## BEGIN Source excerpt
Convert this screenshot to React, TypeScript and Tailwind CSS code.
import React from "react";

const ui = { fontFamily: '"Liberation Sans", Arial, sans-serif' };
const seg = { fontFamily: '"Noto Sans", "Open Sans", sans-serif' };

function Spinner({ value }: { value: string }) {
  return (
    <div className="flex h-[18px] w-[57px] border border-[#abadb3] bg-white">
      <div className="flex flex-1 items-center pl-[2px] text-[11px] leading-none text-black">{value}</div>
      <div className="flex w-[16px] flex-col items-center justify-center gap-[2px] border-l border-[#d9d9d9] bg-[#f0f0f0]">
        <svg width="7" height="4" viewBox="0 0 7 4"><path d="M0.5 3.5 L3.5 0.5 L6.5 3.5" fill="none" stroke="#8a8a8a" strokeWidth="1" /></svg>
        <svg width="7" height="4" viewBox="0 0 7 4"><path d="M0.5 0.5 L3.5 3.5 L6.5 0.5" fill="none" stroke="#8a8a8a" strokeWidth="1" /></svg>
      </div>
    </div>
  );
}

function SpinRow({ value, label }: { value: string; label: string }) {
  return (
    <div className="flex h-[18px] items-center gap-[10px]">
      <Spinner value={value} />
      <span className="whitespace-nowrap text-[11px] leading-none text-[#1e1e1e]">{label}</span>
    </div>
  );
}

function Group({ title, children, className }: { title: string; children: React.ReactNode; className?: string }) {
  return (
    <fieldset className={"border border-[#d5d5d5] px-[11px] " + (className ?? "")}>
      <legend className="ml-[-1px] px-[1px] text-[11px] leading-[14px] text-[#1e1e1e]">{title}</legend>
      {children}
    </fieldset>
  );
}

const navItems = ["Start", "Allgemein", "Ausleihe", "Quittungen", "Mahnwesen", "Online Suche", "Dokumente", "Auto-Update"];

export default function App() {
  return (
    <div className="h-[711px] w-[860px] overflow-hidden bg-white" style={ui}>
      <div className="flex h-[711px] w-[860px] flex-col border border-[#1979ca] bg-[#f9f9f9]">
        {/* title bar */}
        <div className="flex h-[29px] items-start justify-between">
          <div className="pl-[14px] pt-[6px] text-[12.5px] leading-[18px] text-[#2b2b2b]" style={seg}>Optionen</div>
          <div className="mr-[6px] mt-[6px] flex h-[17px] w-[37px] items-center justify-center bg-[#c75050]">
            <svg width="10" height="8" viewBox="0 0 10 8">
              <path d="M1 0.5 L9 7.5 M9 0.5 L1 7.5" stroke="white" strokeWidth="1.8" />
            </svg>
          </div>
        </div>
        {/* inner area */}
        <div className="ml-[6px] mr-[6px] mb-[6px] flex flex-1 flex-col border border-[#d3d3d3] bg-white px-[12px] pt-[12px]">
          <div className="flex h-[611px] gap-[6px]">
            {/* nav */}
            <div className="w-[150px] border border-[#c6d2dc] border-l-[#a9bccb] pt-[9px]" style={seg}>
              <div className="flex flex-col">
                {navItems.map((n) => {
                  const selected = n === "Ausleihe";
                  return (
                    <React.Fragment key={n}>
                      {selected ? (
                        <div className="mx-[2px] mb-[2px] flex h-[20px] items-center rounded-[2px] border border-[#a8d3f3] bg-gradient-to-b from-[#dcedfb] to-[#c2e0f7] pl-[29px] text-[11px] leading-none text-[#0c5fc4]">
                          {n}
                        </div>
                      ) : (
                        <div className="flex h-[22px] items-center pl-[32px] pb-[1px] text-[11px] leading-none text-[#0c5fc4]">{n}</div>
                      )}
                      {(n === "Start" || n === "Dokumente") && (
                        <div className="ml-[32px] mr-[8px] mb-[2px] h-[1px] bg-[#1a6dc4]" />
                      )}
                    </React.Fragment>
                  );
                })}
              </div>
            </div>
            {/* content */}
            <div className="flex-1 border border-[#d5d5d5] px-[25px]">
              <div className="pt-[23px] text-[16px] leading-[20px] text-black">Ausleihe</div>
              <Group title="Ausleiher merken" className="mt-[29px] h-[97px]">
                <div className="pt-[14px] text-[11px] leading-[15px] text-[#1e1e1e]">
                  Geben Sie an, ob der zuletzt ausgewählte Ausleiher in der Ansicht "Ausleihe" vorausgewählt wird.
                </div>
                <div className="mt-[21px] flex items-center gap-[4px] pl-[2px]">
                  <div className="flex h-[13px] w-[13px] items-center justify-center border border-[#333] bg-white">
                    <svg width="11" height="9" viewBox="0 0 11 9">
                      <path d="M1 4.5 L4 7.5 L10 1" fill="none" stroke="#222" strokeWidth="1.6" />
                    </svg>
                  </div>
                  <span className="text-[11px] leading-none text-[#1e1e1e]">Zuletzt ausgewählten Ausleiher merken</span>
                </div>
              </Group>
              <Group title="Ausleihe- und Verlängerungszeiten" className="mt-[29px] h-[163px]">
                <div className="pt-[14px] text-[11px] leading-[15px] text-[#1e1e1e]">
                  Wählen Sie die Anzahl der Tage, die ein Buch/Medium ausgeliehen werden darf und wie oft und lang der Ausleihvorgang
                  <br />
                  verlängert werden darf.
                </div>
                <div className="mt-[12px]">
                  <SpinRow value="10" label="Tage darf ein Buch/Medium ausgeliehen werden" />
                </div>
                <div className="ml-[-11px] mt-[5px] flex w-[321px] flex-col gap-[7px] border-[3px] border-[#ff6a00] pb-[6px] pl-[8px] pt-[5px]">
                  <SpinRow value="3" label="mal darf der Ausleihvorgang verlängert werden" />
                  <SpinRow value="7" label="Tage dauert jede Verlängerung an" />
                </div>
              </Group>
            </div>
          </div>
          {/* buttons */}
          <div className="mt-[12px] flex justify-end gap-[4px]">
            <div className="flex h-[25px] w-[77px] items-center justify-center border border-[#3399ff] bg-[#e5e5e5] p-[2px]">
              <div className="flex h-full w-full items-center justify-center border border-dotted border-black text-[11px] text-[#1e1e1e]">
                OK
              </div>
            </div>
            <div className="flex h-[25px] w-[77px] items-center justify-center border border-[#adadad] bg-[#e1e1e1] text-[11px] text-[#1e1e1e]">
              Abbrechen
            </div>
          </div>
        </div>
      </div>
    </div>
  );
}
## END Source excerpt
→ **Work to be completed**: Print the material verbatim, all of it.

→ **Exercise response**:
Convert this screenshot to React, TypeScript and Tailwind CSS code.
import React from "react";

const ui = { fontFamily: '"Liberation Sans", Arial, sans-serif' };
const seg = { fontFamily: '"Noto Sans", "Open Sans", sans-serif' };

function Spinner({ value }: { value: string }) {
  return (
    <div className="flex h-[18px] w-[57px] border border-[#abadb3] bg-white">
      <div className="flex flex-1 items-center pl-[2px] text-[11px] leading-none text-black">{value}</div>
      <div className="flex w-[16px] flex-col items-center justify-center gap-[2px] border-l border-[#d9d9d9] bg-[#f0f0f0]">
        <svg width="7" height="4" viewBox="0 0 7 4"><path d="M0.5 3.5 L3.5 0.5 L6.5 3.5" fill="none" stroke="#8a8a8a" strokeWidth="1" /></svg>
        <svg width="7" height="4" viewBox="0 0 7 4"><path d="M0.5 0.5 L3.5 3.5 L6.5 0.5" fill="none" stroke="#8a8a8a" strokeWidth="1" /></svg>
      </div>
    </div>
  );
}

function SpinRow({ value, label }: { value: string; label: string }) {
  return (
    <div className="flex h-[18px] items-center gap-[10px]">
      <Spinner value={value} />
      <span className="whitespace-nowrap text-[11px] leading-none text-[#1e1e1e]">{label}</span>
    </div>
  );
}

function Group({ title, children, className }: { title: string; children: React.ReactNode; className?: string }) {
  return (
    <fieldset className={"border border-[#d5d5d5] px-[11px] " + (className ?? "")}>
      <legend className="ml-[-1px] px-[1px] text-[11px] leading-[14px] text-[#1e1e1e]">{title}</legend>
      {children}
    </fieldset>
  );
}

const navItems = ["Start", "Allgemein", "Ausleihe", "Quittungen", "Mahnwesen", "Online Suche", "Dokumente", "Auto-Update"];

export default function App() {
  return (
    <div className="h-[711px] w-[860px] overflow-hidden bg-white" style={ui}>
      <div className="flex h-[711px] w-[860px] flex-col border border-[#1979ca] bg-[#f9f9f9]">
        {/* title bar */}
        <div className="flex h-[29px] items-start justify-between">
          <div className="pl-[14px] pt-[6px] text-[12.5px] leading-[18px] text-[#2b2b2b]" style={seg}>Optionen</div>
          <div className="mr-[6px] mt-[6px] flex h-[17px] w-[37px] items-center justify-center bg-[#c75050]">
            <svg width="10" height="8" viewBox="0 0 10 8">
              <path d="M1 0.5 L9 7.5 M9 0.5 L1 7.5" stroke="white" strokeWidth="1.8" />
            </svg>
          </div>
        </div>
        {/* inner area */}
        <div className="ml-[6px] mr-[6px] mb-[6px] flex flex-1 flex-col border border-[#d3d3d3] bg-white px-[12px] pt-[12px]">
          <div className="flex h-[611px] gap-[6px]">
            {/* nav */}
            <div className="w-[150px] border border-[#c6d2dc] border-l-[#a9bccb] pt-[9px]" style={seg}>
              <div className="flex flex-col">
                {navItems.map((n) => {
                  const selected = n === "Ausleihe";
                  return (
                    <React.Fragment key={n}>
                      {selected ? (
                        <div className="mx-[2px] mb-[2px] flex h-[20px] items-center rounded-[2px] border border-[#a8d3f3] bg-gradient-to-b from-[#dcedfb] to-[#c2e0f7] pl-[29px] text-[11px] leading-none text-[#0c5fc4]">
                          {n}
                        </div>
                      ) : (
                        <div className="flex h-[22px] items-center pl-[32px] pb-[1px] text-[11px] leading-none text-[#0c5fc4]">{n}</div>
                      )}
                      {(n === "Start" || n === "Dokumente") && (
                        <div className="ml-[32px] mr-[8px] mb-[2px] h-[1px] bg-[#1a6dc4]" />
                      )}
                    </React.Fragment>
                  );
                })}
              </div>
            </div>
            {/* content */}
            <div className="flex-1 border border-[#d5d5d5] px-[25px]">
              <div className="pt-[23px] text-[16px] leading-[20px] text-black">Ausleihe</div>
              <Group title="Ausleiher merken" className="mt-[29px] h-[97px]">
                <div className="pt-[14px] text-[11px] leading-[15px] text-[#1e1e1e]">
                  Geben Sie an, ob der zuletzt ausgewählte Ausleiher in der Ansicht "Ausleihe" vorausgewählt wird.
                </div>
                <div className="mt-[21px] flex items-center gap-[4px] pl-[2px]">
                  <div className="flex h-[13px] w-[13px] items-center justify-center border border-[#333] bg-white">
                    <svg width="11" height="9" viewBox="0 0 11 9">
                      <path d="M1 4.5 L4 7.5 L10 1" fill="none" stroke="#222" strokeWidth="1.6" />
                    </svg>
                  </div>
                  <span className="text-[11px] leading-none text-[#1e1e1e]">Zuletzt ausgewählten Ausleiher merken</span>
                </div>
              </Group>
              <Group title="Ausleihe- und Verlängerungszeiten" className="mt-[29px] h-[163px]">
                <div className="pt-[14px] text-[11px] leading-[15px] text-[#1e1e1e]">
                  Wählen Sie die Anzahl der Tage, die ein Buch/Medium ausgeliehen werden darf und wie oft und lang der Ausleihvorgang
                  <br />
                  verlängert werden darf.
                </div>
                <div className="mt-[12px]">
                  <SpinRow value="10" label="Tage darf ein Buch/Medium ausgeliehen werden" />
                </div>
                <div className="ml-[-11px] mt-[5px] flex w-[321px] flex-col gap-[7px] border-[3px] border-[#ff6a00] pb-[6px] pl-[8px] pt-[5px]">
                  <SpinRow value="3" label="mal darf der Ausleihvorgang verlängert werden" />
                  <SpinRow value="7" label="Tage dauert jede Verlängerung an" />
                </div>
              </Group>
            </div>
          </div>
          {/* buttons */}
          <div className="mt-[12px] flex justify-end gap-[4px]">
            <div className="flex h-[25px] w-[77px] items-center justify-center border border-[#3399ff] bg-[#e5e5e5] p-[2px]">
              <div className="flex h-full w-full items-center justify-center border border-dotted border-black text-[11px] text-[#1e1e1e]">
                OK
              </div>
            </div>
            <div className="flex h-[25px] w-[77px] items-center justify-center border border-[#adadad] bg-[#e1e1e1] text-[11px] text-[#1e1e1e]">
              Abbrechen
            </div>
          </div>
        </div>
      </div>
    </div>
  );
}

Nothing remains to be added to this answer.